# How do you factor a^6 + 7a^3 + 6?

Apr 15, 2016

$\left(a + 1\right) \left({a}^{2} - a + 1\right) \left({a}^{3} + 6\right)$

#### Explanation:

Call $x = {a}^{3}$. Factor the quadratic equation:
$f \left(x\right) = {x}^{2} + 7 x + 6.$
Since a - b + c = 0, use shortcut.
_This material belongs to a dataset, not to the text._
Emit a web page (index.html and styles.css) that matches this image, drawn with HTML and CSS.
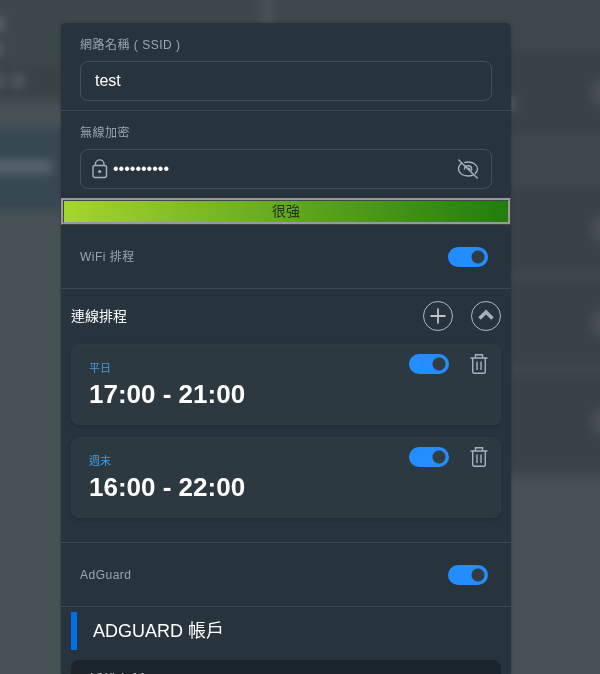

One factor is (x + 1) and the other is $\left(x + \frac{c}{a}\right) = \left(x + 6\right)$. We get:
$f \left(x\right) = \left(x + 1\right) \left(x + 6\right)$
Replace x by a^3.
$f \left(a\right) = \left({a}^{3} + 1\right) \left({a}^{3} + 6\right)$
Factor $\left({a}^{3} + 1\right)$ and $\left({a}^{3} + 6\right)$ by applying the algebraic identity:
${a}^{3} + {b}^{3} = \left(a + b\right) \left({a}^{2} - a b + {b}^{2}\right)$.
Finally,
$f \left(a\right) = \left(a + 1\right) \left({a}^{2} - a + 1\right) \left({a}^{3} + 6\right)$

Apr 15, 2016

${a}^{6} + 7 {a}^{3} + 6 = \left(a + 1\right) \left({a}^{2} - a + 1\right) \left(a + \sqrt[3]{6}\right) \left(a - \sqrt[3]{6} a + \sqrt[3]{36}\right)$

#### Explanation:

First treat this as a quadratic in ${a}^{3}$, noting that $1 + 6 = 7$ and $1 \cdot 6 = 6$.

So:

${a}^{6} + 7 {a}^{3} + 6 = {\left({a}^{3}\right)}^{2} + 7 \left({a}^{3}\right) + 6 = \left({a}^{3} + 1\right) \left({a}^{3} + 6\right)$

Note that both ${a}^{3}$ and $1 = {1}^{3}$ are perfect cubes, so we can use the sum of cubes identity:

${A}^{3} + {B}^{3} = \left(A + B\right) \left({A}^{2} - A B + {B}^{2}\right)$

with $A = a$ and $B = b$ to find:

$\left({a}^{3} + 1\right) = \left({a}^{3} + {1}^{3}\right) = \left(a + 1\right) \left({a}^{2} - a + 1\right)$

The factor $\left({a}^{3} + 6\right)$ is not quite so nice, but it can still be treated as a sum of cubes, using $A = a$ and $B = \sqrt[3]{6}$ as follows:

$\left({a}^{3} + 6\right)$

$= \left({a}^{3} + {\left(\sqrt[3]{6}\right)}^{3}\right)$

$= \left(a + \sqrt[3]{6}\right) \left(a - \sqrt[3]{6} a + {\left(\sqrt[3]{6}\right)}^{2}\right)$

$= \left(a + \sqrt[3]{6}\right) \left(a - \sqrt[3]{6} a + \sqrt[3]{{6}^{2}}\right)$

$= \left(a + \sqrt[3]{6}\right) \left(a - \sqrt[3]{6} a + \sqrt[3]{36}\right)$

Putting this together:

${a}^{6} + 7 {a}^{3} + 6 = \left(a + 1\right) \left({a}^{2} - a + 1\right) \left(a + \sqrt[3]{6}\right) \left(a - \sqrt[3]{6} a + \sqrt[3]{36}\right)$

This is as far as we can go with Real numbers.